The problem occurs when there are many houses / apartment within a single
property boundary. I agree with the following:
1) don't merge the addresses. A mapper with local knowledge would be able to
split them up and assign them to different buildings. Merging the addresses
would intentionally create incorrect data.
2) don't leave the nodes in the same position. This action has the effect of
intentionally creating messy data for humans. (it would be good for navigator
software, though! But OSM is humans first!)
3) don't delete the data. It's useful data that has been extracted and
shouldn't be thrown away.
My conclusion to satisfy the above is to take those nodes and put it in another
separate OSM file, maybe grouped by suburb and called EPPING-UNRESOLVED.osm. I
will upload this to the git repository but not upload to OSM.
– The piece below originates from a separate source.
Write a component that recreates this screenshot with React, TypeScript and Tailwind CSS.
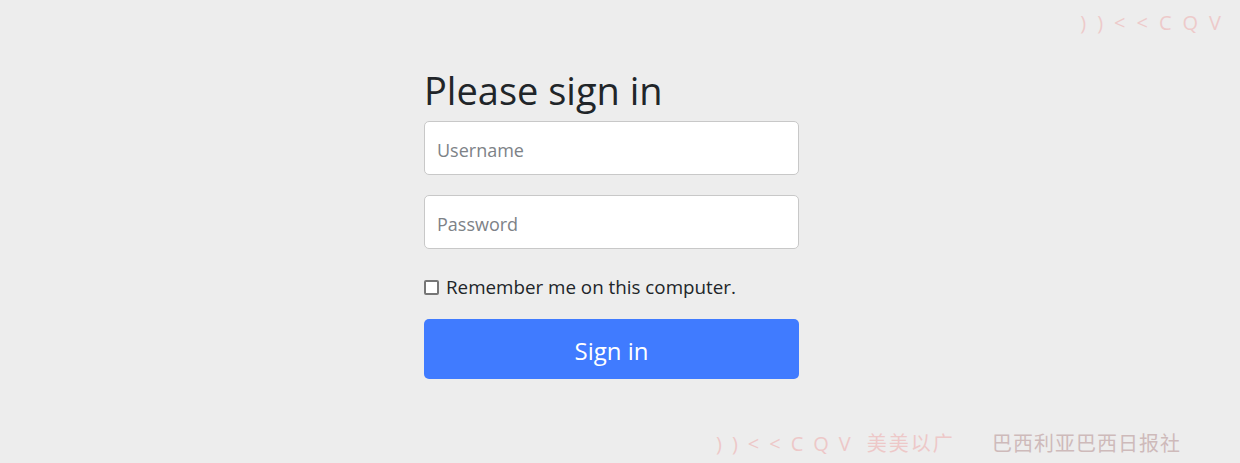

This way OSM always has clean data, and we keep a record of all of these
uncertainties. Others in the future can check them out and resolve them through
local knowledge mapping. I reckon after collecting a bunch, they can be
resolved through a Sunday afternoon drive around a few suburbs taking notes.
What do you reckon?
Dion Moult
-------- Original Message --------
On 7 Jul 2018, 21:33, Andrew Harvey wrote:
> On 7 July 2018 at 21:18, michael spreng <[email protected]> wrote:
>
>> Hi
>>
>> If the addresses just differ in house number you can merge them and put
>> both numbers in the house number tag, separated by comma: 4,6 for example.
>
> I don't think that's the best idea, since they are different addresses.
>
> I do think it's preferable to avoid overlapping points as it makes it more
> difficult for mappers who come by later to fix things up based on a survey.